The code was a debug tool meant to be stripped before shipping. It was not stripped. The team noticed only as the cartridge was being prepared for mass production, and pulling it risked introducing fresh bugs into a game already at the printer. They left it in. Hashimoto picked the sequence because it was easy for testers to remember and almost impossible for a player to enter by accident during gameplay.
Konami reused it. It appeared in the company's later releases, but it became globally famous through the 1988 NES port of Contra, where the same ten buttons granted the player thirty lives instead of three. North American children traded the sequence on playgrounds.
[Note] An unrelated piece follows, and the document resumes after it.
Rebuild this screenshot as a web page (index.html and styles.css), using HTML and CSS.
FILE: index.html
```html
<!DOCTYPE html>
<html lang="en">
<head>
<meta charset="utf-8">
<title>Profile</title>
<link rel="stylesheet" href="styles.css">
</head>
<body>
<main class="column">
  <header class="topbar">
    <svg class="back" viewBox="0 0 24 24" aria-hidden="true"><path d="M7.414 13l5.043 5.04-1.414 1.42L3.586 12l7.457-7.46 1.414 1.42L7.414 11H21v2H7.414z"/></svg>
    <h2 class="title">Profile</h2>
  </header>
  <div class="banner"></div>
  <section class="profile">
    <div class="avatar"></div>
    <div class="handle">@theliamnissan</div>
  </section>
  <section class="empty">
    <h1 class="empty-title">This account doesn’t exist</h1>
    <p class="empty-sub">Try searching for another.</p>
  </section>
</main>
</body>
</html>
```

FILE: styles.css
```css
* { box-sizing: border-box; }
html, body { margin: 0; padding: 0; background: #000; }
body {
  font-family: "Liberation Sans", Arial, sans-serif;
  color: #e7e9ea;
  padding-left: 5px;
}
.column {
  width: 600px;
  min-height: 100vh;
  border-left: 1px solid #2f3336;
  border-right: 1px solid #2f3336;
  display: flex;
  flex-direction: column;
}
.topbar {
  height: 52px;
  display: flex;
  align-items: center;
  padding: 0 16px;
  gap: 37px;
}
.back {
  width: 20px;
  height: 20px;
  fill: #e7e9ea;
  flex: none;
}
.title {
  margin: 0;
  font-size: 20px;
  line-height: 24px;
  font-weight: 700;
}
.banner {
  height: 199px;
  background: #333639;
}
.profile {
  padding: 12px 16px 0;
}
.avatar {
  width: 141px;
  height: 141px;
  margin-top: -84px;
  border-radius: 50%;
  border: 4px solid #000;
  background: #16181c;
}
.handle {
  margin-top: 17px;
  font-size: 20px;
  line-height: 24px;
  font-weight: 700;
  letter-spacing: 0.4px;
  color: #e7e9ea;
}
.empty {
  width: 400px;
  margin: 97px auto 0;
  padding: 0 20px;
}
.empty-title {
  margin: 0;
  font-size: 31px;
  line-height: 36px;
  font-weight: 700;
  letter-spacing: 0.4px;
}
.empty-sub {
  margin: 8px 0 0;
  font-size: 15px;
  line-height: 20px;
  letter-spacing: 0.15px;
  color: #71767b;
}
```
It picked up the names "Contra Code" and "30 Lives Code." Konami built it into sequels and spin-offs across multiple franchises.
Then it escaped Konami entirely. Wreck-It Ralph in 2012 has the villain King Candy use the code to access locked game code in Sugar Rush. Bloodstained: Ritual of the Night unlocks a "1986 Mode" with it, the year of the original Gradius. BioShock Infinite uses a variant to unlock 1999 Mode. Fortnite hid it in the Chapter 1 Season X black hole event in October 2019, accessible for thirty-eight hours. The Bank of Canada's commemorative ten-dollar banknote site plays a chiptune version of O Canada when you enter it. Recite it to Siri and she calls you a cheater. Recite it to Alexa and she activates "Super Alexa Mode," announcing reactors online. A Fisher-Price toddler controller plays a special light-and-sound sequence on entry. The Moldy Peaches sang it in 2001: "Up up down down left right left right B A start."